There is good evidence that the first Shatto (Château) immigrants to North America represented a mixed marriage. Jean Nicol was Protestant, perhaps Huguenot, and his wife Eva Maria appears to have been Roman Catholic. Assuming this was indeed the case, it would provide one reason for their choosing Philadelphia as their destination. Founded by Quaker William Penn on the principle of religious freedom, Pennsylvania was long a refuge for those fleeing religious persecution. In 1739 it would have been one of the few places where the young couple could live and rear their children without fear of harassment.
More than a half century later, freedom of religion was codified in the First Amendment to the Constitution of the newly formed United States of America. “Congress shall make no law respecting an establishment of religion, or prohibiting the free exercise thereof …” In the centuries since that amendment was ratified in 1791, numerous court and legislative battles have been fought over just what it means and how it is to be applied in daily life. There is a constant effort to find balance between the rights of the individual and the interests of the state in securing the common welfare.
Over the years the practice has developed of providing exemptions for those who, because of deeply held religious beliefs, are unwilling to comply with laws that have been enacted for the common good. We here in central Pennsylvania are well aware of the exemptions and compromises worked out between government and the Amish. Amish refuse to participate in insurance plans and thus have been exempted from paying Social Security payroll taxes. Their children may leave classroom study at age fourteen without penalty, and they are eligible for non-photo official ID because of their religious strictures against making graven images. On the other hand, their resistance to the use of electricity does not exempt dairy farmers from the public health laws that determine the temperature at which milk must be stored. In this case concern for the greater good of food safety overrides individual belief.
The question of how expansively the principle of religious freedom may be used to justify accommodation for individual conscience has become a point of significant contention in recent years. Conservative Christians, primarily Roman Catholic leaders and fundamentalist Protestants, argue that they have both an individual and an institutional right to refuse to participate in any way in the provision of medications and medical procedures against which they have religious objections.
While limited accommodation has been made for a number of decades in regards to abortion, these conservative Christian groups now seek to significantly broaden the exemptions they enjoy. For example, they argue that a pharmacist has the right to refuse to fill a prescription for birth control pills or devices if the pharmacist is religiously opposed to the use of birth control. And that a business owner, even if the business has no religious purpose, has the right to deny insurance coverage for birth control to employees.

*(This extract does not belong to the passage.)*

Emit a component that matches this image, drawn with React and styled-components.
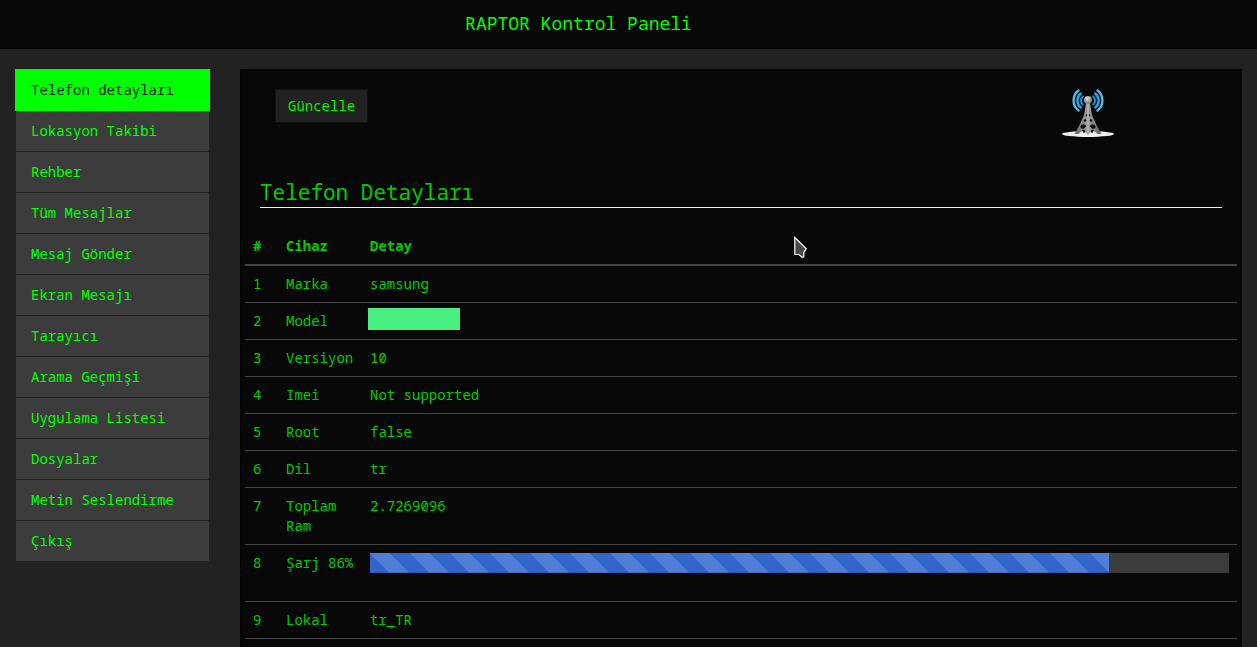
import React from "react";
import styled, { createGlobalStyle } from "styled-components";

const GlobalStyle = createGlobalStyle`
  *, *::before, *::after { box-sizing: border-box; }
  body {
    margin: 0;
    background: #222;
    color: #00cc00;
    font-family: "Noto Sans Mono", "Droid Sans Mono", "DejaVu Sans Mono", monospace;
    font-size: 14px;
    line-height: 20px;
  }
`;

const Page = styled.div`
  display: flex;
  flex-direction: column;
  min-height: 100vh;
`;

const Header = styled.header`
  display: flex;
  justify-content: center;
  padding: 13px 100px 15px 0;
  background: #080808;
  border-bottom: 1px solid #000;
`;

const Brand = styled.a`
  color: #00ff00;
  font-size: 18px;
  text-decoration: none;
`;

const Main = styled.div`
  display: grid;
  grid-template-columns: 195px minmax(0, 1fr);
  gap: 30px;
  flex: 1;
  padding: 20px 15px 0;
`;

const Menu = styled.nav`
  display: flex;
  flex-direction: column;
`;

const MenuItem = styled.a`
  position: relative;
  z-index: ${(p) => (p.$active ? 1 : 0)};
  margin-bottom: -1px;
  padding: 10px 15px;
  border: 1px solid ${(p) => (p.$active ? "#00ff00" : "#222")};
  background: ${(p) => (p.$active ? "#00ff00" : "#3c3c3c")};
  color: ${(p) => (p.$active ? "#222" : "#00ff00")};
  text-decoration: none;
`;

const Panel = styled.main`
  padding: 19px 4px 0;
  background: #080808;
  border: 1px solid #000;
  border-bottom: 0;
`;

const Toolbar = styled.div`
  display: flex;
  justify-content: space-between;
  align-items: flex-start;
  padding: 0 123px 0 30px;
`;

const UpdateButton = styled.button`
  padding: 6px 12px;
  border: 1px solid #121212;
  background: #222;
  color: #00f000;
  font: inherit;
  cursor: pointer;
`;

const Antenna = styled.svg`
  display: block;
  width: 52px;
  height: 48px;
`;

const Heading = styled.h1`
  margin: 40px 15px 20px;
  border-bottom: 1px solid #eee;
  font-size: 21px;
  font-weight: 400;
  line-height: 30px;
`;

const Table = styled.table`
  width: 100%;
  table-layout: fixed;
  border-collapse: separate;
  border-spacing: 0;
`;

const Column = styled.col`
  width: ${(p) => p.$width};
`;

const HeadCell = styled.th`
  padding: 8px;
  border-bottom: 2px solid #444;
  text-align: left;
`;

const Cell = styled.td`
  padding: 8px;
  border-bottom: 1px solid #444;
  vertical-align: top;
`;

const Redaction = styled.div`
  width: 92px;
  height: 22px;
  margin: -3px -2px 1px;
  background: #48ef80;
`;

const Progress = styled.div`
  height: 20px;
  margin-bottom: 20px;
  background: #3c3c3c;
`;

const ProgressBar = styled.div`
  height: 100%;
  background-color: #3366cc;
  background-image: linear-gradient(
    45deg,
    rgba(255, 255, 255, 0.15) 25%,
    transparent 25%,
    transparent 50%,
    rgba(255, 255, 255, 0.15) 50%,
    rgba(255, 255, 255, 0.15) 75%,
    transparent 75%
  );
  background-size: 40px 40px;
  box-shadow: inset 0 -1px 0 rgba(0, 0, 0, 0.15);
`;

const Pointer = styled.svg`
  position: absolute;
  left: 794px;
  top: 236px;
  width: 14px;
  height: 23px;
  pointer-events: none;
`;

const menu = [
  "Telefon detayları",
  "Lokasyon Takibi",
  "Rehber",
  "Tüm Mesajlar",
  "Mesaj Gönder",
  "Ekran Mesajı",
  "Tarayıcı",
  "Arama Geçmişi",
  "Uygulama Listesi",
  "Dosyalar",
  "Metin Seslendirme",
  "Çıkış",
];

const charge = 86;

const rows = [
  ["Marka", "samsung"],
  ["Model", <Redaction />],
  ["Versiyon", "10"],
  ["Imei", "Not supported"],
  ["Root", "false"],
  ["Dil", "tr"],
  ["Toplam Ram", "2.7269096"],
  [
    `Şarj ${charge}%`,
    <Progress role="progressbar" aria-label="Şarj" aria-valuenow={charge} aria-valuemin={0} aria-valuemax={100}>
      <ProgressBar style={{ width: `${charge}%` }} />
    </Progress>,
  ],
  ["Lokal", "tr_TR"],
];

function AntennaIcon() {
  return (
    <Antenna viewBox="0 0 52 48" aria-hidden="true">
      <defs>
        <linearGradient id="metal" x1="0" x2="1">
          <stop offset="0" stopColor="#666" />
          <stop offset="0.5" stopColor="#a0a0a0" />
          <stop offset="1" stopColor="#5c5c5c" />
        </linearGradient>
        <radialGradient id="ball" cx="0.4" cy="0.3" r="0.7">
          <stop offset="0" stopColor="#ddd" />
          <stop offset="1" stopColor="#777" />
        </radialGradient>
      </defs>
      <ellipse cx="26" cy="45" rx="26" ry="3" fill="#eee" />
      <path d="M24 14h4l2 12 4.500 10 5 9h-4l-5-4.500-4.500 5.500-4.500-5.500-5 4.500h-4l5-9 4.500-10z" fill="url(#metal)" />
      <path
        d="M23.500 26l1.500-1v3zM28.500 26l-1.500-1v3zM21.500 31l2-1 1 2-2 1zM30.500 31l-2-1-1 2 2 1zM18.500 37l3-2 3 2-3 3-3-1zM33.500 37l-3-2-3 2 3 3 3-1zM20.500 42l2-1 1 2-2 1zM31.500 42l-2-1-1 2 2 1z"
        fill="#111"
      />
      <path d="M26 14v32" stroke="#bbb" strokeWidth="1" />
      <circle cx="26" cy="11" r="4" fill="url(#ball)" />
      <g fill="none" strokeLinecap="round">
        <path d="M16.500 1.500C10 6 10 17 16.500 21.500M35.500 1.500c6.500 4.500 6.500 15.500 0 20" stroke="#55b8e6" strokeWidth="2.400" />
        <path d="M18.700 4.500c-4.500 4-4.500 10 0 14M33.300 4.500c4.500 4 4.500 10 0 14" stroke="#2ea2dc" strokeWidth="2.400" />
        <path d="M20.800 7.500c-2.600 2.500-2.600 5.500 0 8M31.200 7.500c2.600 2.500 2.600 5.500 0 8" stroke="#128ed0" strokeWidth="2.200" />
      </g>
    </Antenna>
  );
}

export default function App() {
  return (
    <>
      <GlobalStyle />
      <Page>
        <Header>
          <Brand href="#">RAPTOR Kontrol Paneli</Brand>
        </Header>
        <Main>
          <Menu>
            {menu.map((label, i) => (
              <MenuItem key={label} href="#" $active={i === 0}>
                {label}
              </MenuItem>
            ))}
          </Menu>
          <Panel>
            <Toolbar>
              <UpdateButton type="button">Güncelle</UpdateButton>
              <AntennaIcon />
            </Toolbar>
            <Heading>Telefon Detayları</Heading>
            <Table>
              <colgroup>
                <Column $width="33px" />
                <Column $width="84px" />
                <Column $width="auto" />
              </colgroup>
              <thead>
                <tr>
                  <HeadCell scope="col">#</HeadCell>
                  <HeadCell scope="col">Cihaz</HeadCell>
                  <HeadCell scope="col">Detay</HeadCell>
                </tr>
              </thead>
              <tbody>
                {rows.map(([name, value], i) => (
                  <tr key={name}>
                    <Cell>{i + 1}</Cell>
                    <Cell>{name}</Cell>
                    <Cell>{value}</Cell>
                  </tr>
                ))}
              </tbody>
            </Table>
          </Panel>
        </Main>
      </Page>
      <Pointer viewBox="0 0 14 23" aria-hidden="true">
        <path d="M.8 1.500v17h4l3.500 2.800 1.500-.5v-4.500l2.500-3.500z" fill="#4a4a4a" stroke="#fff" strokeWidth="1.200" />
      </Pointer>
    </>
  );
}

In another area of concern, Focus on the Family and the Alliance Defending Freedom are leading efforts to derail or subvert legislation and school policies aimed at curbing bullying and creating a safe learning environment for all students. They argue that bullying behavior should not be stopped if the bully is acting out of a “sincerely held religious belief.” Because the victims of bullying often are, or are perceived to be, of homosexual or transgender orientation, such a religious exemption would in effect be giving a bully license to gay-bash with impunity. It also puts youthful members of non-Christian religions at increased risk.
The obvious question that all these arguments raise is, “To what extent may one person’s exercise of religious freedom be permitted to deny freedom to another?” Do teen-agers who feel called to preach the sinfulness of homosexuality or who believe that all Muslims are terrorists have the right to harangue their classmates? Or is that perceived right outweighed by all students’ rights to be free from taunting and harassment?
May a doctor or hospital deny emergency contraception to a rape victim, even if no alternative source is available within reasonable proximity? What about the doctor who refuses to give information about alternatives or deliberately gives misleading information in order to prevent the woman from receiving the services she needs? Some would consider such tactics to be an admirable use of civil disobedience, comparable to the lunch counter sit-ins of the civil rights era. Others say that they are an unacceptable imposition of one’s religious beliefs on another who does not share those beliefs.
When I was a child, one of the books I read repeatedly was a collection of Aesop’s fables. I can still recall the illustration for “The Dog in the Manger” – a snarling canine crouched on the hay he will not eat, snapping at the faces of the cattle that have come to feed. It sometimes seems to me that this picture represents the attitude of those who claim “religious freedom” in order to deny rights and services to others: “I don’t believe in it, so you can’t have it.”
We live in a country where civil authorities must sort out all these conflicting claims. It’s a challenging and difficult task. Offense to the consciences of some must be balanced against harm to the persons of others. When there is general agreement across a wide variety of religious and secular viewpoints on a given topic, the task is made easier. Yet even widespread agreement is not an absolute criterion for determining action. Foundational to our Bill of Rights is the concept that the civil rights of a minority must not be subject to majority vote.
Demographic studies show us that the population of the United States is becoming ever more diverse racially, ethnically, and religiously. If we are to hold together and thrive as a single nation, no one group can be permitted to impose its particular religious beliefs on others who do not share them. That way lies theocracy, and a return to the kinds of oppression that many of our ancestors fled centuries ago. Let us pray that balance, tolerance, and true religious freedom remain the law of our land.